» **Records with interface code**
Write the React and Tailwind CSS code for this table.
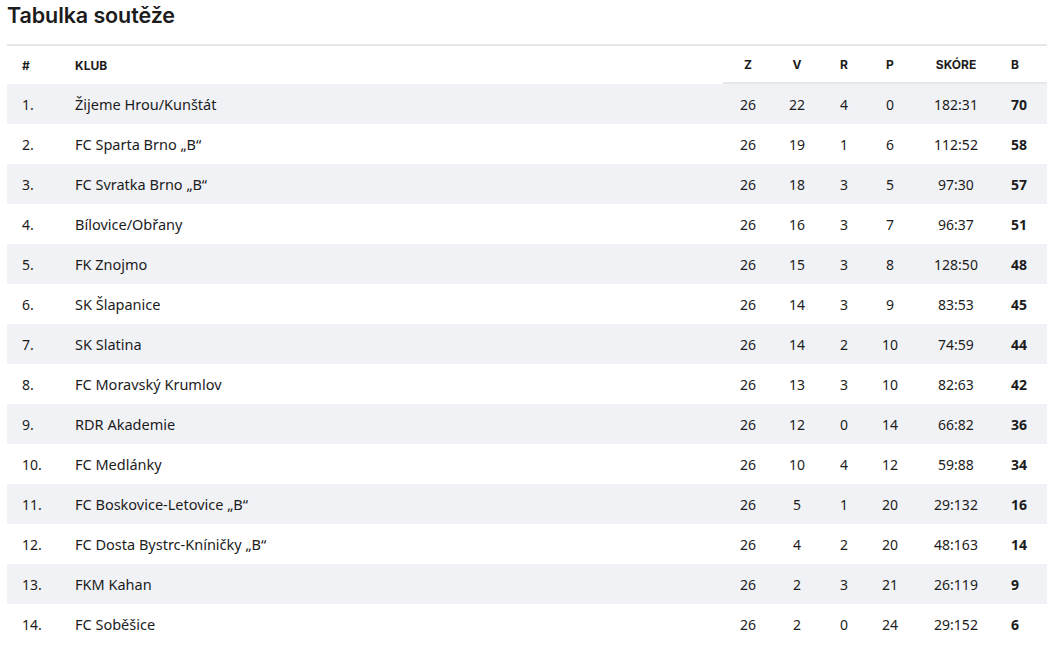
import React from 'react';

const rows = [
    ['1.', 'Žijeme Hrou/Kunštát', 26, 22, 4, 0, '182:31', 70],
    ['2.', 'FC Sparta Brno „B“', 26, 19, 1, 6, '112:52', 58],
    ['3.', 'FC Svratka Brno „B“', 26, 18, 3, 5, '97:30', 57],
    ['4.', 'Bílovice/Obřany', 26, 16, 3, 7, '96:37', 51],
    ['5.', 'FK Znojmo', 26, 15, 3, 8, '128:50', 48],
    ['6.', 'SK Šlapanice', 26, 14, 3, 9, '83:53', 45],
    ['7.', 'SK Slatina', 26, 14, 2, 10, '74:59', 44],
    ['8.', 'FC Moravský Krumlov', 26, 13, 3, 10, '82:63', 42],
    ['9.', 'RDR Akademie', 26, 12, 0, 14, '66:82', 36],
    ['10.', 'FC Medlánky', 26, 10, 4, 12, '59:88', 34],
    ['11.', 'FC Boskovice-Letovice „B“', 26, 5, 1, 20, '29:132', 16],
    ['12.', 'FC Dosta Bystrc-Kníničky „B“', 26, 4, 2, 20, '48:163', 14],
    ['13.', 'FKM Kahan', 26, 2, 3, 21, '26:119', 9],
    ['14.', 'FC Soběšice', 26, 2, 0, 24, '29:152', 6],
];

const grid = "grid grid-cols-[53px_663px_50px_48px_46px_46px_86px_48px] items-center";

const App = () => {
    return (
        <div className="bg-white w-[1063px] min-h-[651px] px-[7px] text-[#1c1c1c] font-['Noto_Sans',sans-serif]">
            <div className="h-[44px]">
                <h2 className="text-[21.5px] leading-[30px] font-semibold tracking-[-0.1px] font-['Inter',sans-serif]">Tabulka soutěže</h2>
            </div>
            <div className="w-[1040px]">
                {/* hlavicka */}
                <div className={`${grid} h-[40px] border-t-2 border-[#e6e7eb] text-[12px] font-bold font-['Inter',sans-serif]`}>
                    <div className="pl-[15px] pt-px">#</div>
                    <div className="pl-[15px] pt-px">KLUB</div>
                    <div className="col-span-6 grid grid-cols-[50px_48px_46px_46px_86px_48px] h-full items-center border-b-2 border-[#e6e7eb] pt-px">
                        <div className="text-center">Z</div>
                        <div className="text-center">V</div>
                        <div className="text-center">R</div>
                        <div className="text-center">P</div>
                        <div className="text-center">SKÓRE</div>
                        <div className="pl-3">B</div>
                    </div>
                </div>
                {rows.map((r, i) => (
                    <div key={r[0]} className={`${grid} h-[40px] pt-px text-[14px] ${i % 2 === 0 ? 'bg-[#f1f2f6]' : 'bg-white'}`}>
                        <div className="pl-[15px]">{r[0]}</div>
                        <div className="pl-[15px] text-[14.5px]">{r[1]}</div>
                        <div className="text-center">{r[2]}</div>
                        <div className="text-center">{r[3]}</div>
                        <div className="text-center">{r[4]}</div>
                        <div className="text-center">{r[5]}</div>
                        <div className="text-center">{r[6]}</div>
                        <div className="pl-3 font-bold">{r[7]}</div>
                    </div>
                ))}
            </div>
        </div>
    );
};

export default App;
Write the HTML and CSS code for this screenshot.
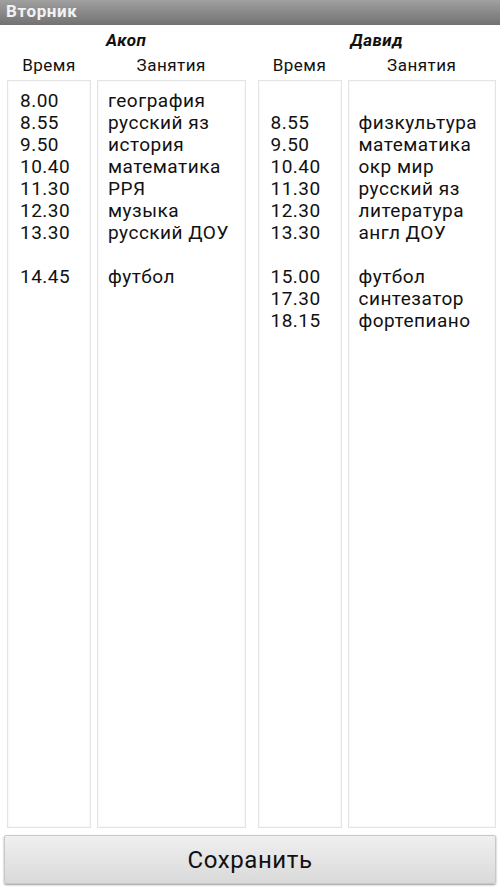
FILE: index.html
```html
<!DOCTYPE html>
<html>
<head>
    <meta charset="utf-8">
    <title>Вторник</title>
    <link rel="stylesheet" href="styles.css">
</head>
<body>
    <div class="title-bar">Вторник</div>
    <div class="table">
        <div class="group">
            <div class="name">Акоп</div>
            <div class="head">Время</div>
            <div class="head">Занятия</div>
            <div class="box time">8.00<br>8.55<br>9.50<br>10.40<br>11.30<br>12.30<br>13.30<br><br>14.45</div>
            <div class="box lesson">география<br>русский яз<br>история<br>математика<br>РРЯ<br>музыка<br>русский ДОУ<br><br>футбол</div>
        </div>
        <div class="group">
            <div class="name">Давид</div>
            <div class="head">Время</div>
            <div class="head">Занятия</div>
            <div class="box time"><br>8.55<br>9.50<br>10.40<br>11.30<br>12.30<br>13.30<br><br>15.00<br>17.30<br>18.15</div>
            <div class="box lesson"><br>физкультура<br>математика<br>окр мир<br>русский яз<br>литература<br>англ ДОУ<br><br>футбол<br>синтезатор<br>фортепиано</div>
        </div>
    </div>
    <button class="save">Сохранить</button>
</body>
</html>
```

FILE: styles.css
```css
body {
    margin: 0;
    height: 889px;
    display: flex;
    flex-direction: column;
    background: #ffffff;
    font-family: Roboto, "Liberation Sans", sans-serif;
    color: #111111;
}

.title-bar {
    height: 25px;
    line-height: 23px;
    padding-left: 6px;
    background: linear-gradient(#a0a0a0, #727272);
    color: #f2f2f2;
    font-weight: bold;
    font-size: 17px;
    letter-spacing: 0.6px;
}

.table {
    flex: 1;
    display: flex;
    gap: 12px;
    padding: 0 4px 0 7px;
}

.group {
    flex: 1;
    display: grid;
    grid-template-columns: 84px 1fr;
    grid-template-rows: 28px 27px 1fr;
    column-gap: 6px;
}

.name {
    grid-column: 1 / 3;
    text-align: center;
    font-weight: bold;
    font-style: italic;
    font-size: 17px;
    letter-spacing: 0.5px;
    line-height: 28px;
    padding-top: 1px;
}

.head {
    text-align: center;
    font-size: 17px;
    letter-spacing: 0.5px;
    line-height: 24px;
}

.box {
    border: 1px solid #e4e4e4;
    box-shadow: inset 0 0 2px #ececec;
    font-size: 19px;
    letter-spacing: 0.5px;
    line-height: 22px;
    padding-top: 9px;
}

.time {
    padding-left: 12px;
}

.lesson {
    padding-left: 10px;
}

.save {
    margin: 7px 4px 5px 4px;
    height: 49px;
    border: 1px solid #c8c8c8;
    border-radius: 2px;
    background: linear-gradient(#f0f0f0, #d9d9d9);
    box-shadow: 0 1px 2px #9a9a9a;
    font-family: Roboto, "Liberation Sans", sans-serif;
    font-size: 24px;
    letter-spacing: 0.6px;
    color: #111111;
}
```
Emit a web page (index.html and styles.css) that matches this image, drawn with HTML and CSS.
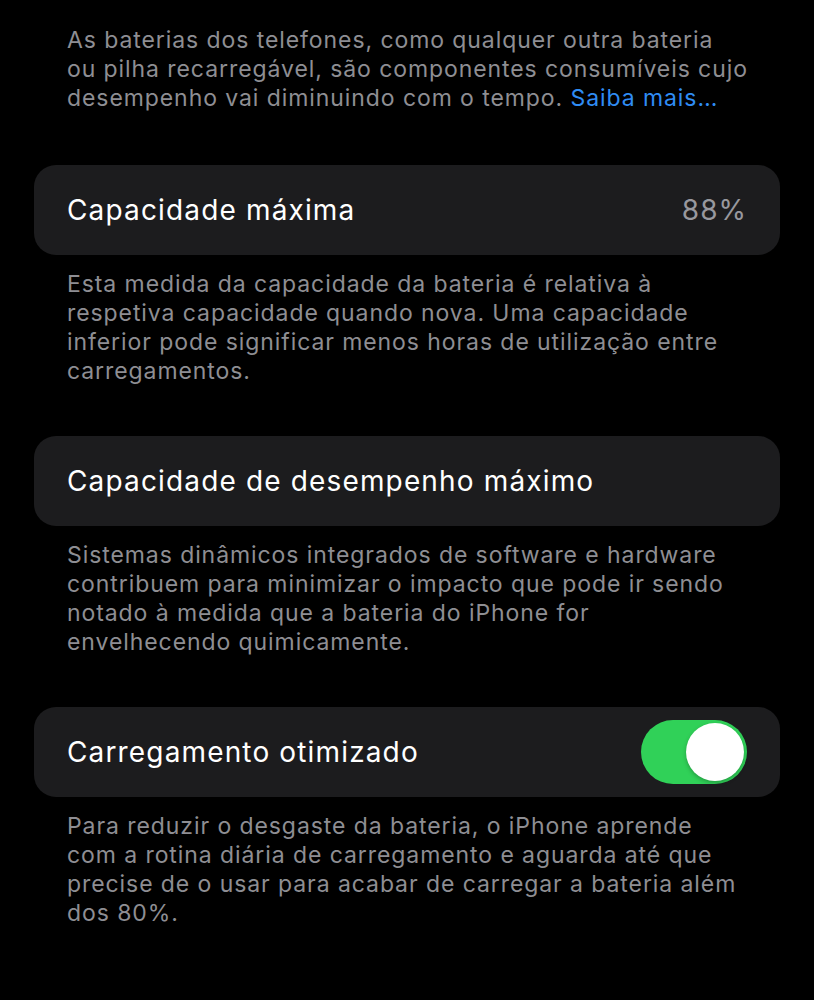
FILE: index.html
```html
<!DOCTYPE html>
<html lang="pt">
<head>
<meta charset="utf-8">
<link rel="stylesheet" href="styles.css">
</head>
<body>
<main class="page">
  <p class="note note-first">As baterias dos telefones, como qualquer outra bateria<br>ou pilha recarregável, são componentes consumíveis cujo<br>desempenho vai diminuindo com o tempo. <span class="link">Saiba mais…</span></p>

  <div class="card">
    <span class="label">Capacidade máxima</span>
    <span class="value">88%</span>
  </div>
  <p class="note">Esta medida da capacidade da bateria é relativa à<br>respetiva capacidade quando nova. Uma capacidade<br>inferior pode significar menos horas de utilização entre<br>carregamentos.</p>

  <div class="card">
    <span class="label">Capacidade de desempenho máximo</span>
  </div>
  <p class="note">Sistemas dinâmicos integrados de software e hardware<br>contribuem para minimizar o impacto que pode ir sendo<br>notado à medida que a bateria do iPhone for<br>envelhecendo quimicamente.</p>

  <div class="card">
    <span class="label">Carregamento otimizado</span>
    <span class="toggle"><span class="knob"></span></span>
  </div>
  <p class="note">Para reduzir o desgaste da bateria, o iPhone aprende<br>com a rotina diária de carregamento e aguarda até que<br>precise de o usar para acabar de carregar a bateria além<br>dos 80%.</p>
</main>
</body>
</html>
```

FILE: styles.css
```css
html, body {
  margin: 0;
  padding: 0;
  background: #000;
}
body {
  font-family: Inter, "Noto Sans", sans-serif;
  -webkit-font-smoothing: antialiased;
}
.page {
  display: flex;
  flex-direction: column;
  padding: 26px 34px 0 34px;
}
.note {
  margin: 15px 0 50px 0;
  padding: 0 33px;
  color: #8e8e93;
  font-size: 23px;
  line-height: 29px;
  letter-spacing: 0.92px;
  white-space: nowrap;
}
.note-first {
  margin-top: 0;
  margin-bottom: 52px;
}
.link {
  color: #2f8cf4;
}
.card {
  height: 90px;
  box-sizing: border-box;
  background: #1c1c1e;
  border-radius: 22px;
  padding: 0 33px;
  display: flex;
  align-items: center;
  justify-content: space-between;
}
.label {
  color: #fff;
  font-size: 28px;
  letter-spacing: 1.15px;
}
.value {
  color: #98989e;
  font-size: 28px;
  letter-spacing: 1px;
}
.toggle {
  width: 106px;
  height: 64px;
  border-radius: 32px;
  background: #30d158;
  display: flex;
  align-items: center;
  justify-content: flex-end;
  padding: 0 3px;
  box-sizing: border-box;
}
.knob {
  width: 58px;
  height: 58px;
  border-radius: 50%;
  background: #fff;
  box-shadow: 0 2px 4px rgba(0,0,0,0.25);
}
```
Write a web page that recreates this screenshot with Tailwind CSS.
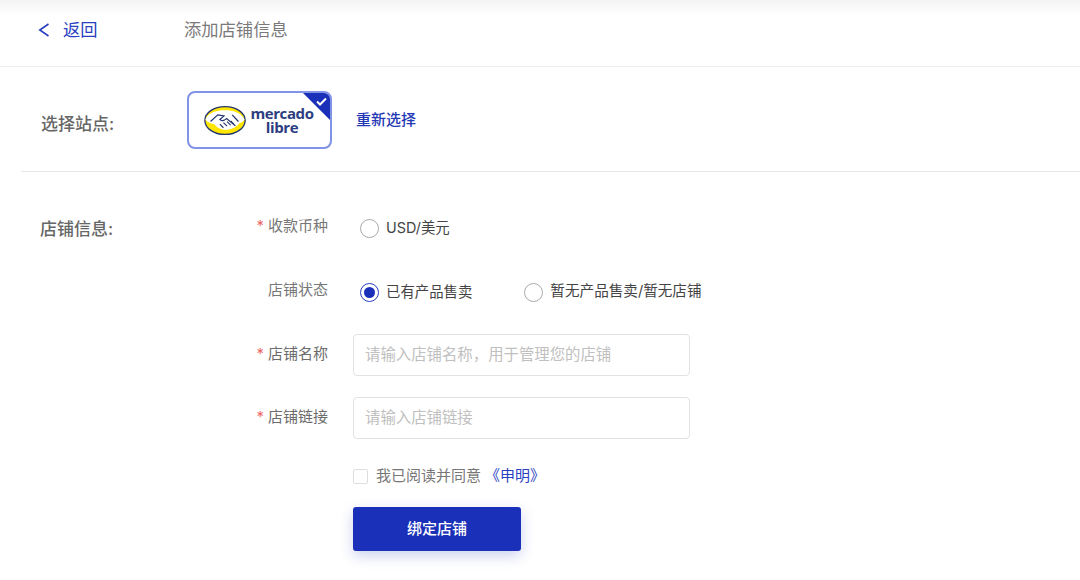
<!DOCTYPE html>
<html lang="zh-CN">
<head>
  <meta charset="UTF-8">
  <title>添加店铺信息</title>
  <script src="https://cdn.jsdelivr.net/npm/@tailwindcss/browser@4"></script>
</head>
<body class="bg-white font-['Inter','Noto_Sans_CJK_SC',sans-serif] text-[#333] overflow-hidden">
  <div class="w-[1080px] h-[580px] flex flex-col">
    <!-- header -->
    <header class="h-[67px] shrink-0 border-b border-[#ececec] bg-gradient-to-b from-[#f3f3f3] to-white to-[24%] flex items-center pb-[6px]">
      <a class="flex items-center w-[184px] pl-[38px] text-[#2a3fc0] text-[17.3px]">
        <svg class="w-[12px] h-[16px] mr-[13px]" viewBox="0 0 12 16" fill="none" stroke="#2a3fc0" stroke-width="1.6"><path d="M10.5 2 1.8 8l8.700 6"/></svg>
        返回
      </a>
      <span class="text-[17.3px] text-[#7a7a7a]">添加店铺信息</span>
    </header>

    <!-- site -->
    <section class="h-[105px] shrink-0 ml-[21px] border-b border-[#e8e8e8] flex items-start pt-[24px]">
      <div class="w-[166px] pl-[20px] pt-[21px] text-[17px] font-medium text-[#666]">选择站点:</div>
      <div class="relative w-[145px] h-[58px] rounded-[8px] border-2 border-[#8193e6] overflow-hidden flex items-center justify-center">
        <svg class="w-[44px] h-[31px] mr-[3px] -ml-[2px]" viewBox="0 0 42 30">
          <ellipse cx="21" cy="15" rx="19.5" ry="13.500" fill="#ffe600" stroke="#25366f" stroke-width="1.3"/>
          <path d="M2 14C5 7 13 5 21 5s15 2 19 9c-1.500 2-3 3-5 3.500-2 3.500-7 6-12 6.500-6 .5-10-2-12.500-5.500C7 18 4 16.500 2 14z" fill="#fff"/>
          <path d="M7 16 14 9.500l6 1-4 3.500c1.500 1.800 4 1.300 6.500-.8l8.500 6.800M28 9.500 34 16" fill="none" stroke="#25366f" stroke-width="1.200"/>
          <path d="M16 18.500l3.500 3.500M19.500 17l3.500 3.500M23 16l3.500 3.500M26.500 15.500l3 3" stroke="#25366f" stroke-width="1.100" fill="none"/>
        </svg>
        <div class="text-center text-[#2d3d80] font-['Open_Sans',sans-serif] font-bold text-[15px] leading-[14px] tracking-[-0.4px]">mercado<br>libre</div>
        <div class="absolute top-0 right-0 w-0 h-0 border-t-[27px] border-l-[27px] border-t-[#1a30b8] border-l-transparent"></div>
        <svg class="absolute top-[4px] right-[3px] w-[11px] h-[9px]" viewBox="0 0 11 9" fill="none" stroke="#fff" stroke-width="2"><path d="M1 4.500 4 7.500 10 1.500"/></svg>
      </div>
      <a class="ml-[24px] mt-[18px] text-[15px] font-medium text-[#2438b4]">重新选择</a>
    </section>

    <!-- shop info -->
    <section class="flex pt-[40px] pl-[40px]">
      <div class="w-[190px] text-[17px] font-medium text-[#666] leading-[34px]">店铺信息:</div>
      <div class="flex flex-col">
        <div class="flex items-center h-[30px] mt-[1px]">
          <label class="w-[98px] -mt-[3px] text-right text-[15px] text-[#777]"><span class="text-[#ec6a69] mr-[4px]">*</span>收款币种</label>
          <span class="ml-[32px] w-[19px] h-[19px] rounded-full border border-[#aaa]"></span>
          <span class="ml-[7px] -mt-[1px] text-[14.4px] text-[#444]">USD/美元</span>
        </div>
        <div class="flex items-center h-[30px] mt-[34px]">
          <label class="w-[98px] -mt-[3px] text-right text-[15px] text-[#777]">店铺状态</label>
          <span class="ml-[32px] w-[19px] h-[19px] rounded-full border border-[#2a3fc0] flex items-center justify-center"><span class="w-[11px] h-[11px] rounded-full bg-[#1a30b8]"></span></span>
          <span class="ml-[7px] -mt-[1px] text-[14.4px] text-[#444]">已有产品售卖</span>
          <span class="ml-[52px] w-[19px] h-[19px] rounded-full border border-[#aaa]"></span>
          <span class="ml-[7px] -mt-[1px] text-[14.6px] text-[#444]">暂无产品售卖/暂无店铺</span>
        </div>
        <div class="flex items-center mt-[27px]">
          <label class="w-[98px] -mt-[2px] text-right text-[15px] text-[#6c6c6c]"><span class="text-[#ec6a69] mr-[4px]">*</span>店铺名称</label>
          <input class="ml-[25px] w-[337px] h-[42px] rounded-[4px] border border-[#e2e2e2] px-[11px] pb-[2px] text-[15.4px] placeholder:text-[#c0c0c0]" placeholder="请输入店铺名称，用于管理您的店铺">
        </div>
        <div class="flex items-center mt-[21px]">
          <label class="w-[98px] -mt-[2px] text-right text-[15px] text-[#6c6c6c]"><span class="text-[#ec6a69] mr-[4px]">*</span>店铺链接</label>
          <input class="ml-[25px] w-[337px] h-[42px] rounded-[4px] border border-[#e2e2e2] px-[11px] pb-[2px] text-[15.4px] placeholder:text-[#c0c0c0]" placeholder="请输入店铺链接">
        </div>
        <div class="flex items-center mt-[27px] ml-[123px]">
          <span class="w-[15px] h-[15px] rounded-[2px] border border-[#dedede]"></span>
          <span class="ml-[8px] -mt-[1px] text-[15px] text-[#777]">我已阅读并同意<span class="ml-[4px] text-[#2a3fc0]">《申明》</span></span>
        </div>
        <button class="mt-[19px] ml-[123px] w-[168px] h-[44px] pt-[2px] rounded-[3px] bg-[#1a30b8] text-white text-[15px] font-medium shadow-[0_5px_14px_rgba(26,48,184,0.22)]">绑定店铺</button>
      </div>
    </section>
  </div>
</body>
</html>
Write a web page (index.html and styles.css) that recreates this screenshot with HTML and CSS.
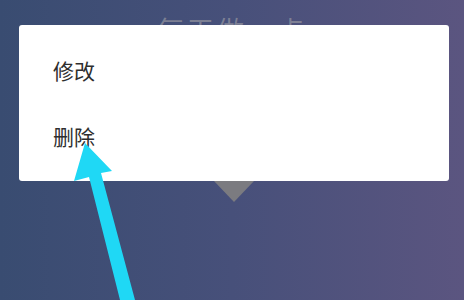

» **REQUIRED WORK**
Where does the word "Write" appear in the listing? List each line that holds it.

» **EXERCISE RESULT**
Write the React and Tailwind CSS code for this table.
Write the HTML and CSS code for this screenshot.
Write a web page that recreates this screenshot with Tailwind CSS.
Write a web page (index.html and styles.css) that recreates this screenshot with HTML and CSS.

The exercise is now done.